--- Input records ---

:::

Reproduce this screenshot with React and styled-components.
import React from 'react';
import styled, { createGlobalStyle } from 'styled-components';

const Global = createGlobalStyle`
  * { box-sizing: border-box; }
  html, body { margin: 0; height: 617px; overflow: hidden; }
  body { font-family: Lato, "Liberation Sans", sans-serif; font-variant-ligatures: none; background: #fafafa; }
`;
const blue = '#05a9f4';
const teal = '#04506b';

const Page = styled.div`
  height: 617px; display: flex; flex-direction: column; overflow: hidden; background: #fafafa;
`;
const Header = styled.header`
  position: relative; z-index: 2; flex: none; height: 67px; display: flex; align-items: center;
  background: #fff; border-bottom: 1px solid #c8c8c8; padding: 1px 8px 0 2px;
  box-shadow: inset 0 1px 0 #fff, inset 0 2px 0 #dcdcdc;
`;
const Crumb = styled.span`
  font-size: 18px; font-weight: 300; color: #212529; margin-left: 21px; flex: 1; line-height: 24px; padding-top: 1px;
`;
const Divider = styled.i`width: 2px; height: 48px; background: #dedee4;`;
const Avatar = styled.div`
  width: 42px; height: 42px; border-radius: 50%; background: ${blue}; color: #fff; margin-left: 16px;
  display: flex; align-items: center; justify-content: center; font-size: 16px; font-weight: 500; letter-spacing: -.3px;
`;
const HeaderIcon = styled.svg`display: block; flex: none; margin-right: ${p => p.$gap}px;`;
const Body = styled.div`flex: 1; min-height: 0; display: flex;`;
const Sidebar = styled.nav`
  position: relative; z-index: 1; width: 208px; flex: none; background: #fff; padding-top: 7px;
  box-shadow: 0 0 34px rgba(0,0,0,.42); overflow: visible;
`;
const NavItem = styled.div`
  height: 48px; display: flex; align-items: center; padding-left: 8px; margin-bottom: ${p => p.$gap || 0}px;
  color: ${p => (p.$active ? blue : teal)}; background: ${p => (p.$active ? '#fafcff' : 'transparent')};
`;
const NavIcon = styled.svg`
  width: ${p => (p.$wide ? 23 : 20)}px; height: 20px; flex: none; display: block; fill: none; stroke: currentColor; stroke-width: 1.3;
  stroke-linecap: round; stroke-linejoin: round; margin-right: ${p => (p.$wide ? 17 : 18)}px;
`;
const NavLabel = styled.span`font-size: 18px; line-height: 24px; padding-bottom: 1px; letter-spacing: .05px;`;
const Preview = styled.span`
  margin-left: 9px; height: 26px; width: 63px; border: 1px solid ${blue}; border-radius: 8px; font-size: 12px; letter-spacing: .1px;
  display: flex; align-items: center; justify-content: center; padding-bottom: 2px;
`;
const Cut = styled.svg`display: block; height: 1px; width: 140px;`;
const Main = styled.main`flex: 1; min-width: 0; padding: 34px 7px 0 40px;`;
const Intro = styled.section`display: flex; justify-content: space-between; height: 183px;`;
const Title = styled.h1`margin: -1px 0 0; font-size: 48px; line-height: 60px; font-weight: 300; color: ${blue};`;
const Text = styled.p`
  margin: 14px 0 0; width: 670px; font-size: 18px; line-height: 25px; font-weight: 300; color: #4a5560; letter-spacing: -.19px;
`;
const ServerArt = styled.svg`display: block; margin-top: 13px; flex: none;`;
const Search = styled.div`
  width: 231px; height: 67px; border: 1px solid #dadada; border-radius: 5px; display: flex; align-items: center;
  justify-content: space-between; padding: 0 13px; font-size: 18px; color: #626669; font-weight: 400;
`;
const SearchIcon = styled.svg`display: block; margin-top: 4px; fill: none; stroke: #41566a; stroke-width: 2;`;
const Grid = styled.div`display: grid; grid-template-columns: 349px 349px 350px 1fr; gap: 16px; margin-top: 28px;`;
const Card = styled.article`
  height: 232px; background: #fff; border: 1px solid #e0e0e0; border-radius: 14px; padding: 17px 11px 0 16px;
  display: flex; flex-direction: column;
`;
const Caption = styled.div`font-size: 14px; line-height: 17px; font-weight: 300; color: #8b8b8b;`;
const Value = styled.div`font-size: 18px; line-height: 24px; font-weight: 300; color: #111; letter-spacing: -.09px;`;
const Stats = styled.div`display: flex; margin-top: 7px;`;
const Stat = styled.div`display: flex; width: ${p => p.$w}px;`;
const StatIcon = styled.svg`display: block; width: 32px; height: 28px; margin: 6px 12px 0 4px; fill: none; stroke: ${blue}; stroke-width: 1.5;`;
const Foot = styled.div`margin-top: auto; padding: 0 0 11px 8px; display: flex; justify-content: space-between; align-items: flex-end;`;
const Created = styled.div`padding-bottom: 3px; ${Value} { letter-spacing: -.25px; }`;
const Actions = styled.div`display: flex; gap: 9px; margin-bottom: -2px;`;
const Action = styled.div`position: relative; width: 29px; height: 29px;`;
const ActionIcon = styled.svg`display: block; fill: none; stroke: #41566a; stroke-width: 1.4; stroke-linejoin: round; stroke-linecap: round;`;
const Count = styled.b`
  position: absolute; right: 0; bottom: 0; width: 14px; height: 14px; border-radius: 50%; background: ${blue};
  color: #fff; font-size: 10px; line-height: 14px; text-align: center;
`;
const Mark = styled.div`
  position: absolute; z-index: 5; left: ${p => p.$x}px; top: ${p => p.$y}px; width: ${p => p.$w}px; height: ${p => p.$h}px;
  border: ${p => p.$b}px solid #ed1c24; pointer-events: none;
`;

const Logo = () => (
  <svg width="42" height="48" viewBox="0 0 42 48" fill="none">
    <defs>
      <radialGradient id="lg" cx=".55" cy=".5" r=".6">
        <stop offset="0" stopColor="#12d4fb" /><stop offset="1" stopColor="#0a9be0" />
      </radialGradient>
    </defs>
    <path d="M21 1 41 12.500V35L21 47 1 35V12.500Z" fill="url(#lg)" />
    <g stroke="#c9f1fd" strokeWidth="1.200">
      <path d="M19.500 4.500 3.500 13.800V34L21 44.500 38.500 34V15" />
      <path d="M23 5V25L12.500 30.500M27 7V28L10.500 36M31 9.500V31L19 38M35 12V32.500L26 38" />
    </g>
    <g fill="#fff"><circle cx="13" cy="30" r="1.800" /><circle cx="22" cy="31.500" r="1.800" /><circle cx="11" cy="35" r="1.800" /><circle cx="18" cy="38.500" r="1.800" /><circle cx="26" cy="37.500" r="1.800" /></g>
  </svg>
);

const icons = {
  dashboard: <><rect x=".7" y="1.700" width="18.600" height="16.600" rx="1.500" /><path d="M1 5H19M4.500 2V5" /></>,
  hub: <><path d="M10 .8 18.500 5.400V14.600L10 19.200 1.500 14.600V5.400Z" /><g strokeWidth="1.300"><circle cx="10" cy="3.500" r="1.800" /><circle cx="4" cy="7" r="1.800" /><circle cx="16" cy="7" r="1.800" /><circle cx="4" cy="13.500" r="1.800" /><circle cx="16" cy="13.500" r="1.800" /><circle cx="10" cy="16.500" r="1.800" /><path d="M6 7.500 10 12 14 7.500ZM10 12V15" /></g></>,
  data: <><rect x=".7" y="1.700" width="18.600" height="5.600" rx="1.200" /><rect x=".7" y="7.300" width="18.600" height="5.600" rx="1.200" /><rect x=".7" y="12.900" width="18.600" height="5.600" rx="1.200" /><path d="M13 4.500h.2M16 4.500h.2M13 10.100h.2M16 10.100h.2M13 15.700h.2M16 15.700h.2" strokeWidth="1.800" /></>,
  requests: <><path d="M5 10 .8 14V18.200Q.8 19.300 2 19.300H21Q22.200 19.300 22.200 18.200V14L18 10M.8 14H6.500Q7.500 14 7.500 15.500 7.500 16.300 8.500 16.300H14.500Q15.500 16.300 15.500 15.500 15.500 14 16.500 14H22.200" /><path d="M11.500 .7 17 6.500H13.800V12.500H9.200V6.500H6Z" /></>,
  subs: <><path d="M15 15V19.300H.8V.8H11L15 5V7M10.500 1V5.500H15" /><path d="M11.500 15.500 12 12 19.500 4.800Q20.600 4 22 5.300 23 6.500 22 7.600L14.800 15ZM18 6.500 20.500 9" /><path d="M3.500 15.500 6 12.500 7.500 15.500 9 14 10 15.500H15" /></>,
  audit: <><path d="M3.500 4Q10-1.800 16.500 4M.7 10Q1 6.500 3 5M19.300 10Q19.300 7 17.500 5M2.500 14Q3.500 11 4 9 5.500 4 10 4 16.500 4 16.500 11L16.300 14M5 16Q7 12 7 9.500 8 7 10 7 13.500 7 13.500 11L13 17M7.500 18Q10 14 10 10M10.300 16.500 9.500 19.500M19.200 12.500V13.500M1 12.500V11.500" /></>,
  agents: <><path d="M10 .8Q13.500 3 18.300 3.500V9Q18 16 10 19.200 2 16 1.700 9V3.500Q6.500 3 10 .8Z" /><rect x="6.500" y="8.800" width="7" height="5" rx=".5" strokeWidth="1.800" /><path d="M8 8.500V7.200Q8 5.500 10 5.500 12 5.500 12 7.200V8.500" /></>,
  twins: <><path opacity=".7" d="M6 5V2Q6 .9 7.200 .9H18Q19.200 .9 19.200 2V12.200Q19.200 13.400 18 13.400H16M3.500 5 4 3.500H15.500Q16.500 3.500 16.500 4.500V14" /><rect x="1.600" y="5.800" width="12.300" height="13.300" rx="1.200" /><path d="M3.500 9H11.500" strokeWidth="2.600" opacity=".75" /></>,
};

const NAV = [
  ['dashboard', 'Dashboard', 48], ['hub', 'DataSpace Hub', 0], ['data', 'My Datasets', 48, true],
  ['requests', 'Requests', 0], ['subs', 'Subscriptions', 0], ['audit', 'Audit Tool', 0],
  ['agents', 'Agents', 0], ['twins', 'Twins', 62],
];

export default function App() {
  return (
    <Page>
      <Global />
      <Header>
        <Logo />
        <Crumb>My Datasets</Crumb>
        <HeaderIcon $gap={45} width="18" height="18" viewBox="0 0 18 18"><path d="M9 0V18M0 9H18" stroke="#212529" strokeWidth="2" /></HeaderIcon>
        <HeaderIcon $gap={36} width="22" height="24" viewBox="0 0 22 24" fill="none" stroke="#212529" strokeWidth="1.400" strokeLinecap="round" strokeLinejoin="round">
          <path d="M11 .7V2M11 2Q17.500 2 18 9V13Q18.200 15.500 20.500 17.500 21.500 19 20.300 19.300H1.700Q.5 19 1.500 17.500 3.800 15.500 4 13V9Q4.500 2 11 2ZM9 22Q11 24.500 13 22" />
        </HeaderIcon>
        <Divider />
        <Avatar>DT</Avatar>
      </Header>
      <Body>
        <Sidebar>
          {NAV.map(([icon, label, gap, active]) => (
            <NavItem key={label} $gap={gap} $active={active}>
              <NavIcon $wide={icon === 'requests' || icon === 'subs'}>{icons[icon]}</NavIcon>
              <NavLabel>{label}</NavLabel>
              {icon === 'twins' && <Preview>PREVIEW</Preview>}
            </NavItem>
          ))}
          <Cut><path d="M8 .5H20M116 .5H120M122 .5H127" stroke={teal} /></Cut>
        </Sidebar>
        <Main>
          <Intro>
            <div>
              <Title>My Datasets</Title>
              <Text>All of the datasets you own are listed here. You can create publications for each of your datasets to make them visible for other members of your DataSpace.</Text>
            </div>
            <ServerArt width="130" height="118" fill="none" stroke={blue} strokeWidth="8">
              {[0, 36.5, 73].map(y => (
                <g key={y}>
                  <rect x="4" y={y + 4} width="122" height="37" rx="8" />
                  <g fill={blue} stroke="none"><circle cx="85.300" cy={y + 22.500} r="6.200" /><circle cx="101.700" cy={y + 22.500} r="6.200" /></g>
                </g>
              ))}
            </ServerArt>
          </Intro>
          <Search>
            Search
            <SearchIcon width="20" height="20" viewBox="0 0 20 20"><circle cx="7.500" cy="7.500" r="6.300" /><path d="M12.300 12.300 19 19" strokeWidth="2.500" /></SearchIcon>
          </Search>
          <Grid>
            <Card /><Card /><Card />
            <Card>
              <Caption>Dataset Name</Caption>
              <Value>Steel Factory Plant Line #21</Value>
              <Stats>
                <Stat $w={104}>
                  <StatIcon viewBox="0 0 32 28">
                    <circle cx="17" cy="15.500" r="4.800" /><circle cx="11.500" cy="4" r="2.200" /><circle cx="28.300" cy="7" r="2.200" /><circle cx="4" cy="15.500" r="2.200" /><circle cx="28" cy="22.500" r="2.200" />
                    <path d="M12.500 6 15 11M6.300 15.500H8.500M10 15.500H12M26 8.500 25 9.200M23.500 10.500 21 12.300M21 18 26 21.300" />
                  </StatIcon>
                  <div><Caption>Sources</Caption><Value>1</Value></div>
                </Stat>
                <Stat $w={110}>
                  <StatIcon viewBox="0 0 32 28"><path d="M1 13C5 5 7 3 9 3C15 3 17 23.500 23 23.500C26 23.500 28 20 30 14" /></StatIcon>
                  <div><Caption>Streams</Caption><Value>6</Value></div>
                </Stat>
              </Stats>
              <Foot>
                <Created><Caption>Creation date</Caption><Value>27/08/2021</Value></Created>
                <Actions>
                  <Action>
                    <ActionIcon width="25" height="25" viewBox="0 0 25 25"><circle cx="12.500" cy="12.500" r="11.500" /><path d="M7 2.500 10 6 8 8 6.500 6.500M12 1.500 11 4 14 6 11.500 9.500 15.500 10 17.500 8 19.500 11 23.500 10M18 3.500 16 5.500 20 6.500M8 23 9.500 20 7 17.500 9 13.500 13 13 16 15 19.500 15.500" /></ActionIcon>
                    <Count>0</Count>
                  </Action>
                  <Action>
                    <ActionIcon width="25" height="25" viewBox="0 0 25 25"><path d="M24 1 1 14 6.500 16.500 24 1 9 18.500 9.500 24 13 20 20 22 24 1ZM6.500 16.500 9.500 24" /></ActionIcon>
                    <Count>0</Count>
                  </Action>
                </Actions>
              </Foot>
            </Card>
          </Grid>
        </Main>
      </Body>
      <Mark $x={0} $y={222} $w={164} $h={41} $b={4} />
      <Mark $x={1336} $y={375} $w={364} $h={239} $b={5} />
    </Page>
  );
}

:::

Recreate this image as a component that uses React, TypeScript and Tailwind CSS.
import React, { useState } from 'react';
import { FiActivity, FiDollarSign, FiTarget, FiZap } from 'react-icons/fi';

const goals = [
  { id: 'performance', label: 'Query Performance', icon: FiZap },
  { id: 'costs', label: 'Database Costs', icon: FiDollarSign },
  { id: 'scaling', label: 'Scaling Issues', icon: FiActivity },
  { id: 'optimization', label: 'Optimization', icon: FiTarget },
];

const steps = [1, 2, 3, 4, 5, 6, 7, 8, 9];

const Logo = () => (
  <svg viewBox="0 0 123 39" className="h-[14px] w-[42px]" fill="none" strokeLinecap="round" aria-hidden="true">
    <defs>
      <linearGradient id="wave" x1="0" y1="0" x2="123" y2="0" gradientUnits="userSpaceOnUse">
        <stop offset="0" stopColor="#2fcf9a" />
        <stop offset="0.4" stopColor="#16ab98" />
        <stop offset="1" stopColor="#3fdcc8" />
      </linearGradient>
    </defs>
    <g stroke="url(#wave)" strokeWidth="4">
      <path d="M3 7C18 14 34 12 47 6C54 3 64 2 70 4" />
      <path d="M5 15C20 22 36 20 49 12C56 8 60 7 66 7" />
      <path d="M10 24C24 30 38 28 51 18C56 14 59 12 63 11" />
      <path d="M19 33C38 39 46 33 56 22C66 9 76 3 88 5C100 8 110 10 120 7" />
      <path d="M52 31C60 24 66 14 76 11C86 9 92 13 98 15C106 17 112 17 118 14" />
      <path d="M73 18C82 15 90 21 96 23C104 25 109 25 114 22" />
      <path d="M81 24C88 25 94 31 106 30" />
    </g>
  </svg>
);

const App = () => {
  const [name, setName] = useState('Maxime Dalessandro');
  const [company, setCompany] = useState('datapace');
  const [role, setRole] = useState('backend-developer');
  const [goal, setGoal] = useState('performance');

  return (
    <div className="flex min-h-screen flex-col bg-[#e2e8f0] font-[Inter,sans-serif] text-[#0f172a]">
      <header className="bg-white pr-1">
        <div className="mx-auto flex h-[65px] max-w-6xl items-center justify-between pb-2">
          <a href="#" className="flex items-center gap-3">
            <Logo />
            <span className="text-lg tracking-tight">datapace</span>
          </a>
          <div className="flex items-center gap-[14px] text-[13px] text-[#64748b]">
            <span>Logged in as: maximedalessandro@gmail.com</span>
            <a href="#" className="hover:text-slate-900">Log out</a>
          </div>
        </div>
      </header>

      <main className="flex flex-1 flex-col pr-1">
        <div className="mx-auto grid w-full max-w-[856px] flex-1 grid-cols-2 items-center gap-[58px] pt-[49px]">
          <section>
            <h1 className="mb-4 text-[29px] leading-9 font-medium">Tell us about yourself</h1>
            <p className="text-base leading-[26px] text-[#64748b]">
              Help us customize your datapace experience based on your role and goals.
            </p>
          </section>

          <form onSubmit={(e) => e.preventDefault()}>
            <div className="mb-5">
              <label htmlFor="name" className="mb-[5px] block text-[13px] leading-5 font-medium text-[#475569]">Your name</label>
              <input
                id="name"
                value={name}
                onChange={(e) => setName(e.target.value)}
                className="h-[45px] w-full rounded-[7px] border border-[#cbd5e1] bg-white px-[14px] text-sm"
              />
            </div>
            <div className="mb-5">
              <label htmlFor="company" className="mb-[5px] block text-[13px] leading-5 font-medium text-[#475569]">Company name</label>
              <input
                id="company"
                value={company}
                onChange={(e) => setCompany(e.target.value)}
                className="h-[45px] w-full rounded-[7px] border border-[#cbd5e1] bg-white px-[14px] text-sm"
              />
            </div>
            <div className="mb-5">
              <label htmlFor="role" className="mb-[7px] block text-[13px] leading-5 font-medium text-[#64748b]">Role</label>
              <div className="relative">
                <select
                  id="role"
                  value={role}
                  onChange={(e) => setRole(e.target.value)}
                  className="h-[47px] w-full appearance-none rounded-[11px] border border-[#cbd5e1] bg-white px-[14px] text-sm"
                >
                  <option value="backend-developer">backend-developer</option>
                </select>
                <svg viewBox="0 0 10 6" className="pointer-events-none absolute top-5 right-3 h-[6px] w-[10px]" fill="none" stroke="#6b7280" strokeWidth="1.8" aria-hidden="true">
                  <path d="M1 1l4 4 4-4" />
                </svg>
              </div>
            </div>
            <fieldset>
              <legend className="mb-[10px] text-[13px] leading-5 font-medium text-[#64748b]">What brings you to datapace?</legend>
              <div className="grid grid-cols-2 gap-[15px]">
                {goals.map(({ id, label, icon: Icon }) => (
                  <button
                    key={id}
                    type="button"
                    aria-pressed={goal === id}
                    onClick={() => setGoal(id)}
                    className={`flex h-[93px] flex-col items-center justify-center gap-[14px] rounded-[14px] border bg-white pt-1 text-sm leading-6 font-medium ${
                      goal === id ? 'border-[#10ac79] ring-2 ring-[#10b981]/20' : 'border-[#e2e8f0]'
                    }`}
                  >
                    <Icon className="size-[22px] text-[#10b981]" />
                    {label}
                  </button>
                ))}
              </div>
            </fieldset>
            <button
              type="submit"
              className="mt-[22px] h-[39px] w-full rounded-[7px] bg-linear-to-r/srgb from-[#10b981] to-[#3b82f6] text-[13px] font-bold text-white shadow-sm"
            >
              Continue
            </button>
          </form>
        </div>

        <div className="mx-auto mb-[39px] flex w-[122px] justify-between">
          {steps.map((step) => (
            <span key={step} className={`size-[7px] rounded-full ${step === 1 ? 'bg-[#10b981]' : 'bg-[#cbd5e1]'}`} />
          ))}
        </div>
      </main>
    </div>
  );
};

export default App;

:::

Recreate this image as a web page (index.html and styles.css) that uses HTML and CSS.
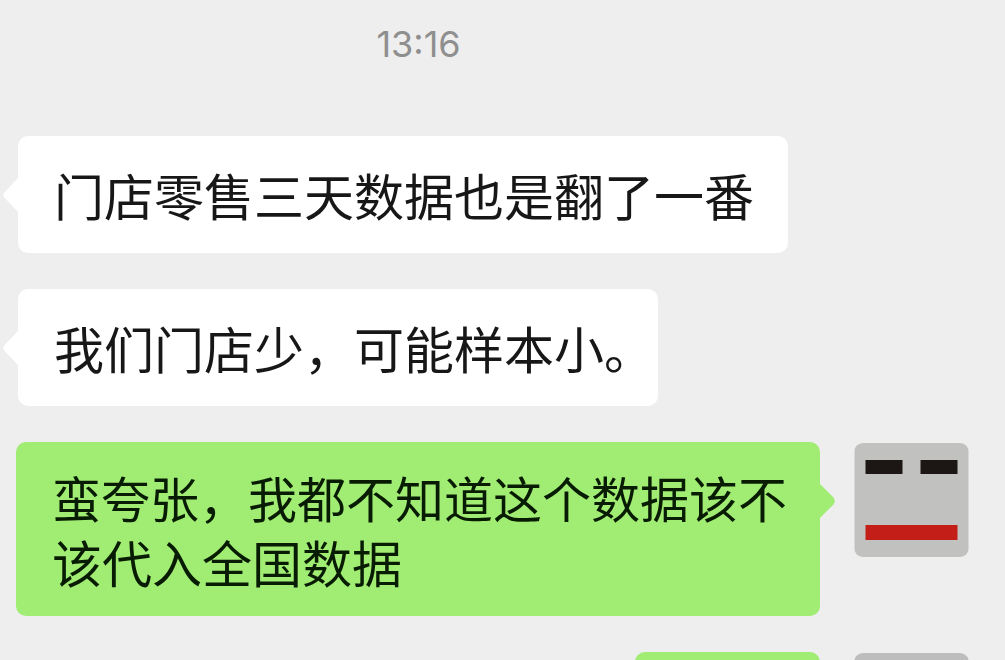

:::

--- Exercise objective ---
Say how many lines contain "image", and give nothing but that number.

--- Task solution ---
2